__SOURCE MATERIAL__
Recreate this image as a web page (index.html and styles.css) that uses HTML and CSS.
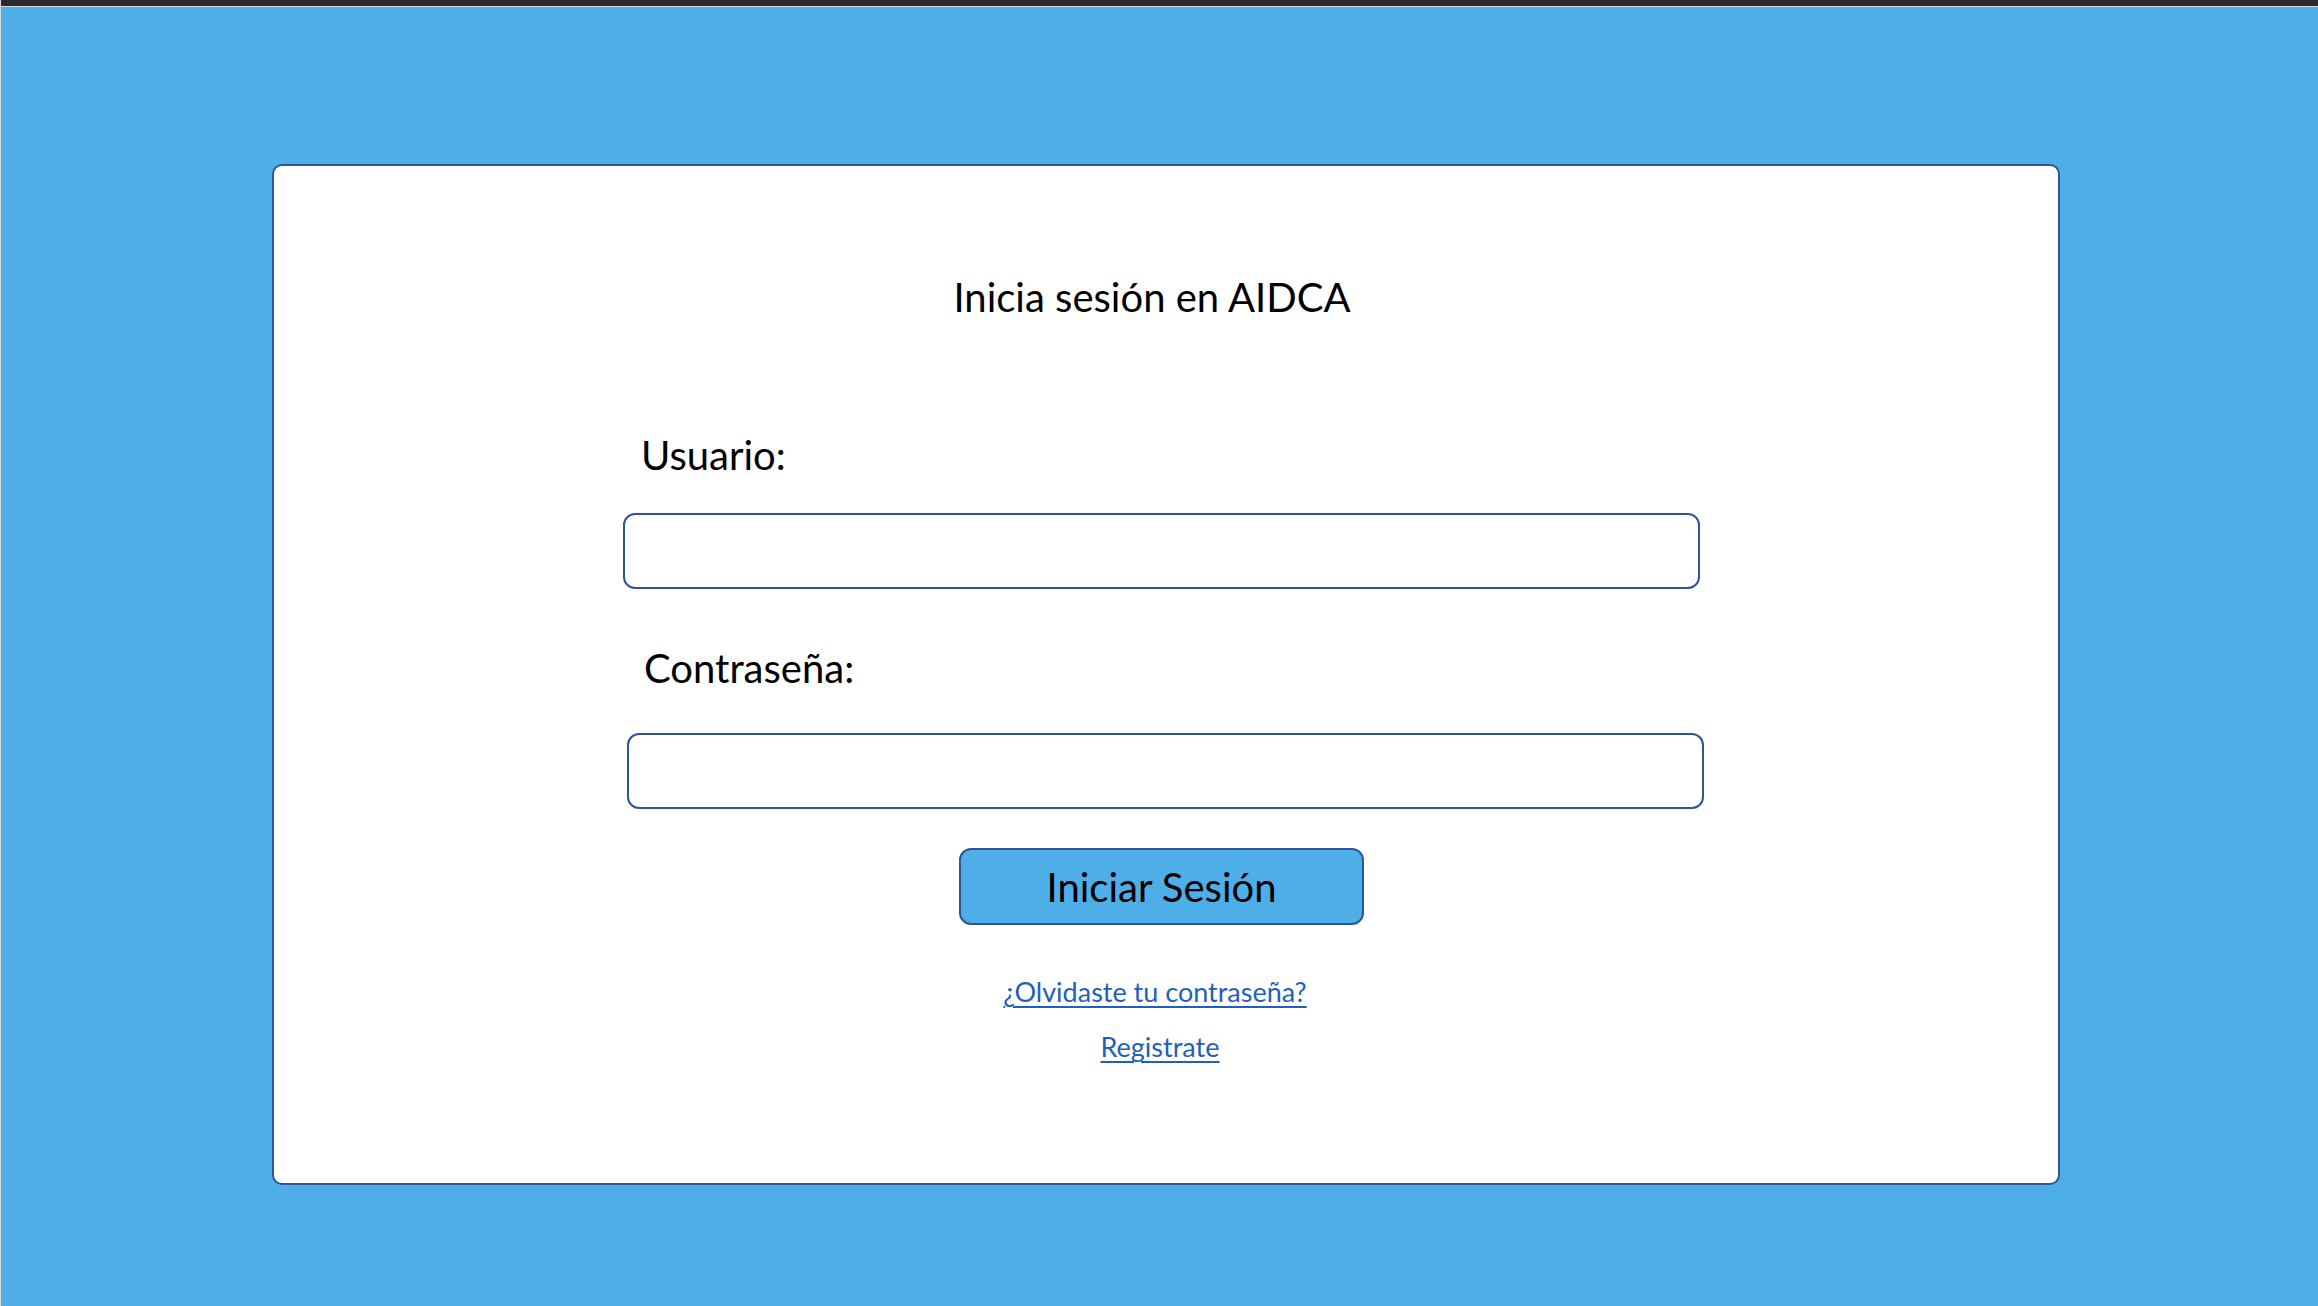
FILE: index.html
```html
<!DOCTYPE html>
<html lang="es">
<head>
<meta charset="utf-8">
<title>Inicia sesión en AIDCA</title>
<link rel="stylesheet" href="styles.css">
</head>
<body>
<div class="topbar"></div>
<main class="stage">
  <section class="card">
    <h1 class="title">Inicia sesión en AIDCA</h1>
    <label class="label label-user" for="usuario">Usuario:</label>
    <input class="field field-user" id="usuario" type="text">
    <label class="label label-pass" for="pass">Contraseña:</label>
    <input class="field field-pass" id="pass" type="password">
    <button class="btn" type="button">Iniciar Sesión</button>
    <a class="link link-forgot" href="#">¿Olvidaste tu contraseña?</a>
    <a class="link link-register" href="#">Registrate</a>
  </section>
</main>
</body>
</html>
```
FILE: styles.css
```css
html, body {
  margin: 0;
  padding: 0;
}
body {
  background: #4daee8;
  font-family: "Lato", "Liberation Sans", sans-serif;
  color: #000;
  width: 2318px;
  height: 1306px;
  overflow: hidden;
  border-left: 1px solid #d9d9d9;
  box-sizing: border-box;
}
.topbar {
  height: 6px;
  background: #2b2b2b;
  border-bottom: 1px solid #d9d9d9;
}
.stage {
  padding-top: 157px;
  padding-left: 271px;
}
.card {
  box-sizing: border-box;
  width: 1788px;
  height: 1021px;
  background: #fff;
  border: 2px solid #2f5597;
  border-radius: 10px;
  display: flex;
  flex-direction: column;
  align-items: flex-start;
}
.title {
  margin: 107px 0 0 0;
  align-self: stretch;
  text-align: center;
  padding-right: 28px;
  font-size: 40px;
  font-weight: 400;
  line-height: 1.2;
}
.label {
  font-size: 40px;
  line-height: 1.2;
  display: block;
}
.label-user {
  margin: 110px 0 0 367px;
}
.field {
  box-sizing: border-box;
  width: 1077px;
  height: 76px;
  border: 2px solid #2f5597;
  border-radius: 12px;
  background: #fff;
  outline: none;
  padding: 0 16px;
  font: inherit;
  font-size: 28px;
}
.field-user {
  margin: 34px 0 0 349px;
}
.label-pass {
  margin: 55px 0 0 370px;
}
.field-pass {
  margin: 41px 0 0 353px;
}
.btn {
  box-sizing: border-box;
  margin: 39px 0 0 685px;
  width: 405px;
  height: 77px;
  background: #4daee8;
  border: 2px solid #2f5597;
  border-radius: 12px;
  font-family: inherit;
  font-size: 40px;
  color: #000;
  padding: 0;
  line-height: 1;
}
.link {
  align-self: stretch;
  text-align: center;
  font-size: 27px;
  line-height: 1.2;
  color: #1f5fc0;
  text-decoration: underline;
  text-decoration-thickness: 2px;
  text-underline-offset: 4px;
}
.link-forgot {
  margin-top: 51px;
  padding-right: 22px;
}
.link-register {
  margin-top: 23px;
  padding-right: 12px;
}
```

__WRITTEN INSTRUCTION__
In this exercise, set down all of the data exactly, without the pictures.

__PROBLEM SOLUTION__
Recreate this image as a web page (index.html and styles.css) that uses HTML and CSS.
FILE: index.html
```html
<!DOCTYPE html>
<html lang="es">
<head>
<meta charset="utf-8">
<title>Inicia sesión en AIDCA</title>
<link rel="stylesheet" href="styles.css">
</head>
<body>
<div class="topbar"></div>
<main class="stage">
  <section class="card">
    <h1 class="title">Inicia sesión en AIDCA</h1>
    <label class="label label-user" for="usuario">Usuario:</label>
    <input class="field field-user" id="usuario" type="text">
    <label class="label label-pass" for="pass">Contraseña:</label>
    <input class="field field-pass" id="pass" type="password">
    <button class="btn" type="button">Iniciar Sesión</button>
    <a class="link link-forgot" href="#">¿Olvidaste tu contraseña?</a>
    <a class="link link-register" href="#">Registrate</a>
  </section>
</main>
</body>
</html>
```
FILE: styles.css
```css
html, body {
  margin: 0;
  padding: 0;
}
body {
  background: #4daee8;
  font-family: "Lato", "Liberation Sans", sans-serif;
  color: #000;
  width: 2318px;
  height: 1306px;
  overflow: hidden;
  border-left: 1px solid #d9d9d9;
  box-sizing: border-box;
}
.topbar {
  height: 6px;
  background: #2b2b2b;
  border-bottom: 1px solid #d9d9d9;
}
.stage {
  padding-top: 157px;
  padding-left: 271px;
}
.card {
  box-sizing: border-box;
  width: 1788px;
  height: 1021px;
  background: #fff;
  border: 2px solid #2f5597;
  border-radius: 10px;
  display: flex;
  flex-direction: column;
  align-items: flex-start;
}
.title {
  margin: 107px 0 0 0;
  align-self: stretch;
  text-align: center;
  padding-right: 28px;
  font-size: 40px;
  font-weight: 400;
  line-height: 1.2;
}
.label {
  font-size: 40px;
  line-height: 1.2;
  display: block;
}
.label-user {
  margin: 110px 0 0 367px;
}
.field {
  box-sizing: border-box;
  width: 1077px;
  height: 76px;
  border: 2px solid #2f5597;
  border-radius: 12px;
  background: #fff;
  outline: none;
  padding: 0 16px;
  font: inherit;
  font-size: 28px;
}
.field-user {
  margin: 34px 0 0 349px;
}
.label-pass {
  margin: 55px 0 0 370px;
}
.field-pass {
  margin: 41px 0 0 353px;
}
.btn {
  box-sizing: border-box;
  margin: 39px 0 0 685px;
  width: 405px;
  height: 77px;
  background: #4daee8;
  border: 2px solid #2f5597;
  border-radius: 12px;
  font-family: inherit;
  font-size: 40px;
  color: #000;
  padding: 0;
  line-height: 1;
}
.link {
  align-self: stretch;
  text-align: center;
  font-size: 27px;
  line-height: 1.2;
  color: #1f5fc0;
  text-decoration: underline;
  text-decoration-thickness: 2px;
  text-underline-offset: 4px;
}
.link-forgot {
  margin-top: 51px;
  padding-right: 22px;
}
.link-register {
  margin-top: 23px;
  padding-right: 12px;
}
```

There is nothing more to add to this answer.